Hi guys. My name is John, I am a fan of the St. Louis Cardinals, and I don’t mind the San Francisco Giants. I even, dare I say, like them.
Now, let me be clear: I rooted against the Giants on Thursday, I rooted against them last night, and I will root against them again tonight and on Sunday. But considering they have been the cause of some of my greatest Cardinals frustrations, I’ve always found them likable.
In 2002, before Twitter informed me that a lot of people actually did like Barry Bonds, it was a small bit of iconoclasm to root for him, to respect his incredible ability as well as his obvious disinterest in being beloved. Mid-season acquisition Kenny Lofton is one of the most underrated players of his era—the next three center fielders behind Lofton on the career fWAR leaderboard are all in the Hall of Fame (Max Carey, Andre Dawson, Richie Ashburn), while Lofton received 18 Hall of Fame voters (not eighteen percent; eighteen votes) because life is an unfair mess. Also, their first baseman was J.T. Snow, not a great player but the son of delightful Rams radio color commentator Jack Snow. Perhaps not the profound reason to like a player, but I enjoyed the team nevertheless.
2010’s edition brought a new cast of likable players. While Brian Wilson’s act eventually got a bit stale, and his formerly iconic facial hair eventually became a weird joke, he was an offbeat personality in a sport where most players follow a fairly standard template. Tim Lincecum was a visually striking pitcher to watch and while his decline was relentless, he was a delight (also, as a side note, he totally deserved that 2009 Cy Young he won over Chris Carpenter and Adam Wainwright; to borrow a bit of Twitter parlance, do not @ me on this matter). As a formerly quite overweight man, seeing somebody with Pablo Sandoval’s physique succeed in sports (often while displaying legitimate athleticism) was inspiring. And the presence of Edgar Renteria, a terrific ex-Cardinal, didn’t hurt.

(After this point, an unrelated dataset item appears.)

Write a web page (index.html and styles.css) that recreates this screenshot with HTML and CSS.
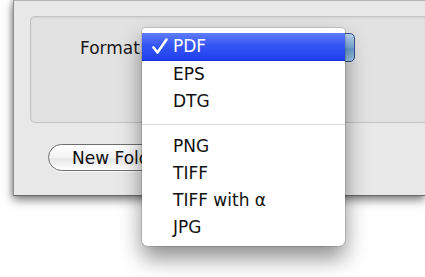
FILE: index.html
```html
<!DOCTYPE html>
<html lang="en">
  <head>
    <meta charset="UTF-8" />
    <meta name="viewport" content="width=device-width, initial-scale=1.0" />
    <title>Save dialog - Format menu</title>
    <link rel="stylesheet" href="styles.css">
  </head>
  <body>
    <div class="window">
      <!-- options box -->
      <div class="group-box">
        <div class="format-row">
          <span class="format-label">Format:</span>
          <div class="popup-button"></div>
        </div>
      </div>

      <div class="button-row">
        <button class="push-button">New Folder</button>
      </div>
    </div>

    <!-- open popup menu -->
    <ul class="popup-menu">
      <li class="menu-item selected">
        <svg class="check" width="16" height="17" viewBox="0 0 16 17">
          <path d="M1.5 9.5 L5.5 14.5 L14.5 1.5" fill="none" stroke="#fff" stroke-width="2.6" stroke-linecap="round" stroke-linejoin="round" />
        </svg>PDF
      </li>
      <li class="menu-item">EPS</li>
      <li class="menu-item">DTG</li>
      <li class="menu-separator"></li>
      <li class="menu-item">PNG</li>
      <li class="menu-item">TIFF</li>
      <li class="menu-item">TIFF with α</li>
      <li class="menu-item">JPG</li>
    </ul>
  </body>
</html>
```

FILE: styles.css
```css
body {
  font-family: "DejaVu Sans", "Liberation Sans", sans-serif;
  font-size: 17px;
  margin: 0;
  background-color: #fff;
  overflow: hidden;
  position: relative;
  height: 277px;
}

.window {
  margin-left: 13px;
  width: 412px;
  height: 196px;
  box-sizing: border-box;
  background-color: #e8e8e8;
  border-top: 1px solid #b4b4b4;
  border-left: 1px solid #8e8e8e;
  border-bottom: 1px solid #6a6a6a;
  box-shadow: 0 4px 9px rgba(0, 0, 0, 0.5), -2px 0 4px rgba(0, 0, 0, 0.15);
  padding-top: 15px;
}

.group-box {
  margin-left: 16px;
  height: 107px;
  box-sizing: border-box;
  background-color: #e2e2e2;
  border: 1px solid #c4c4c4;
  border-right: none;
  border-radius: 5px 0 0 5px;
  box-shadow: inset 0 1px 2px rgba(0, 0, 0, 0.08);
  padding: 16px 0 0 49px;
}

.format-row {
  display: flex;
  align-items: center;
  gap: 4px;
}

.format-label {
  color: #1a1a1a;
}

.popup-button {
  width: 205px;
  height: 29px;
  box-sizing: border-box;
  border: 1px solid #34558f;
  border-radius: 5px;
  background: linear-gradient(#bcd6f0, #7eaede 50%, #6a9fd6 55%, #a6d0f2);
}

.button-row {
  padding: 21px 0 0 34px;
}

.push-button {
  font-family: inherit;
  font-size: 17px;
  color: #111;
  height: 27px;
  width: 140px;
  text-align: left;
  padding: 0 0 0 23px;
  border: 1px solid #6e6e6e;
  border-radius: 14px;
  background: linear-gradient(#ffffff, #f2f2f2 50%, #e6e6e6 55%, #ffffff);
  box-shadow: 0 1px 1px rgba(255, 255, 255, 0.8);
}

.popup-menu {
  position: absolute;
  left: 142px;
  top: 28px;
  width: 203px;
  margin: 0;
  padding: 5px 0;
  list-style: none;
  background-color: #fff;
  border-radius: 4px 4px 6px 6px;
  box-shadow: 0 0 0 1px rgba(0, 0, 0, 0.12), 0 12px 22px rgba(0, 0, 0, 0.45);
}

.menu-item {
  height: 27px;
  line-height: 27px;
  padding-left: 31px;
  color: #111;
  position: relative;
}

.menu-item.selected {
  color: #fff;
  background: linear-gradient(#5f7cf8, #3656f4 45%, #1f3ff0);
  border-bottom: 1px solid #1733d6;
  height: 27px;
}

.check {
  position: absolute;
  left: 10px;
  top: 5px;
}

.menu-separator {
  height: 1px;
  margin: 9px 0 8px;
  background-color: #dcdcdc;
}
```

And the mainstays of the Giants this decade have been difficult to knock. Buster Posey, whose greatness is unfortunately used as a weapon to detract from the independent greatness of Yadier Molina, is nevertheless wonderful. Brandon Crawford and Brandon Belt have been admirably steady forces on the Giants infield, and Joe Panik has been both a good player and an endless source of terrible Smiths puns. Madison Bumgarner is a starting pitcher who can not only hit, but can pitch five shutout innings of relief in Game 7 of the 2014 World Series—Giants fans who claim that he is better than Clayton Kershaw are incredibly wrong and yet I cannot blame them for holding this opinion.
Sure, there is Johnny Cueto, and Johnny Cueto is bad. But this is an overwhelmingly likable team and I wish them well in general. I hope they lose every game for the rest of the season. Plus we’d get to see mad baseball writing genius Grant Brisbee document it all.
Anyway, here’s some stuff about the St. Louis Cardinals, the actual baseball team this website is about.
I revisited the David Price non-signing. I’m still not sure if he would have been worth the risk, but it only seems fair to mention Price when raving about the Cardinals passing on Jason Heyward.
Speaking of the Giants, whom I may have mentioned earlier in this post, the Cardinals unfortunately played them last night, losing 8-2, and the game was recapped by mister_manager.
Have a wonderful day. Eventually the Cardinals will play during it.